With a new generation of art directors, it was, “You just do what I’m telling you to do.” Yes, master. Then you don’t get a good or superior product.

Divine Wolf: That makes sense. The quality of everything has gone way down. We’re in the age of clip-art.

Brad: Today on this piece I may get only $350 for it.

Divine Wolf: Yeah, wouldn’t surprise me.

Brad: And they’d buy it straight out. I’d never be able to make a woodcut and sell it or do anything. “You don’t want to sign a work for hire contract? We’ll get somebody else. Not a problem. Bye.”

It was a different time. It was a privilege for me to work in that era for a few years. It collapsed right around the dot-com crash in 2000. It’s kind of cool to be a part of history.

This image appeared in lampoons about pseudo-intellectuals and in women’s magazines. It became iconic in a short period.

Divine Wolf: In a positive or negative way?
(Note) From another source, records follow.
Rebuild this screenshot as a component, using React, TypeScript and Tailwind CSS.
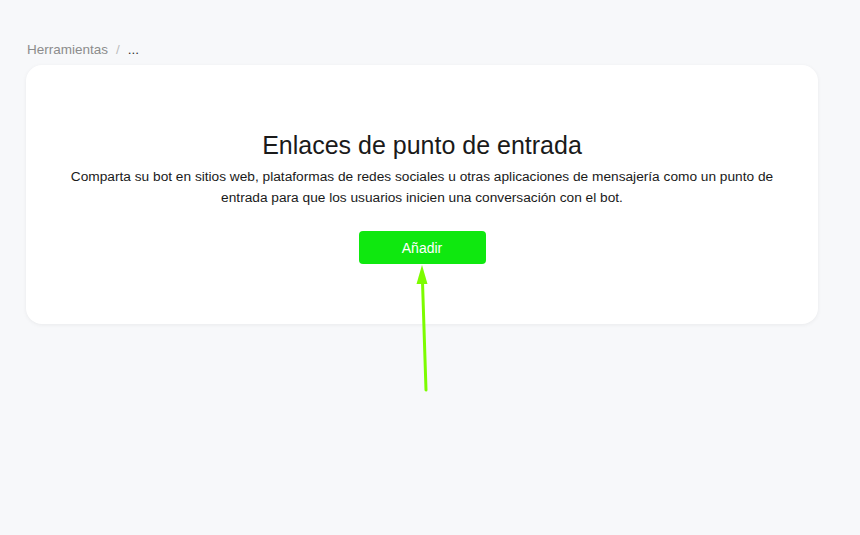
import React from 'react';

export default function App() {
  return (
    <div
      className="relative min-h-[535px] w-full bg-[#f7f8fa] px-[26px] pt-[40px]"
      style={{ fontFamily: '"Liberation Sans", Arial, sans-serif' }}
    >
      {/* breadcrumb */}
      <div className="flex items-center gap-[8px] pl-[1px] text-[13.5px] leading-[20px] text-[#8c8c8c]">
        <span>Herramientas</span>
        <span className="text-[#bdbdbd]">/</span>
        <span className="text-[#333]">...</span>
      </div>

      {/* card */}
      <div className="mt-[5px] w-[792px] rounded-[16px] bg-white px-[40px] pt-[64px] pb-[60px] shadow-[0_1px_4px_rgba(0,0,0,0.06)]">
        <div className="flex flex-col items-center text-center">
          <h1 className="text-[25px] leading-[32px] font-normal text-[#1a1a1a]">
            Enlaces de punto de entrada
          </h1>
          <p className="mt-[5px] text-[13.7px] leading-[21px] text-[#1a1a1a]">
            Comparta su bot en sitios web, plataformas de redes sociales u otras aplicaciones de mensajería como un punto de entrada para que los usuarios inicien una conversación con el bot.
          </p>
          <button className="mt-[23px] h-[33px] w-[127px] rounded-[4px] bg-[#0fe80f] pt-[2px] text-[14px] text-white">
            Añadir
          </button>
        </div>
      </div>

      {/* annotation arrow */}
      <svg className="absolute left-[410px] top-[262px]" width="30" height="135" viewBox="0 0 30 135">
        <line x1="16" y1="128" x2="12.5" y2="20" stroke="#7cfc00" strokeWidth="3" strokeLinecap="round" />
        <polygon points="12,3 6.5,22 17.5,22" fill="#7cfc00" />
      </svg>
    </div>
  );
}
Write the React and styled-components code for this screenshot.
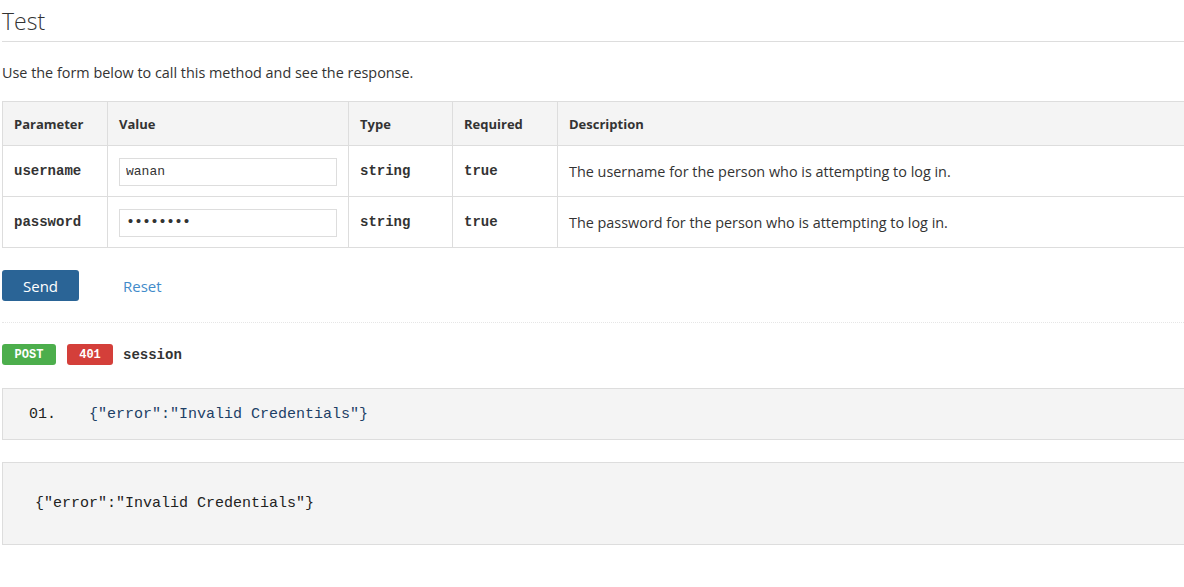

Brad: In a positive way. We were getting into political-correctness about that time. No one could criticize a feminist publication. Elle Magazine had a woman doing a comic strip. The woman character was reading this book, Women Who Run with the Wolves. It was like a balloon or something sitting there. There was a woman that looked like my illustration. They swiped it and stuck it in there. So they’re making fun of it you know, in a good-natured way. Like everybody’s reading this. So it was positive. Lampooning is a negative connotation. But they were doing it. They were making it into a cartoon.

Divine Wolf: It was a caricature.

Brad: Yeah. They were taking the icon and running with it.

Divine Wolf: There’s been a resurgence of interest in the book lately, which is amazing.

Brad: Yeah. It doesn’t seem a style young women would be interested in.

Divine Wolf: Millennials are looking for direction.

Brad: Yeah. I’m surprised a millennial woman hasn’t stepped into the gap. That would be natural.

Divine Wolf: The author now owns the role of an archetypal wise old woman.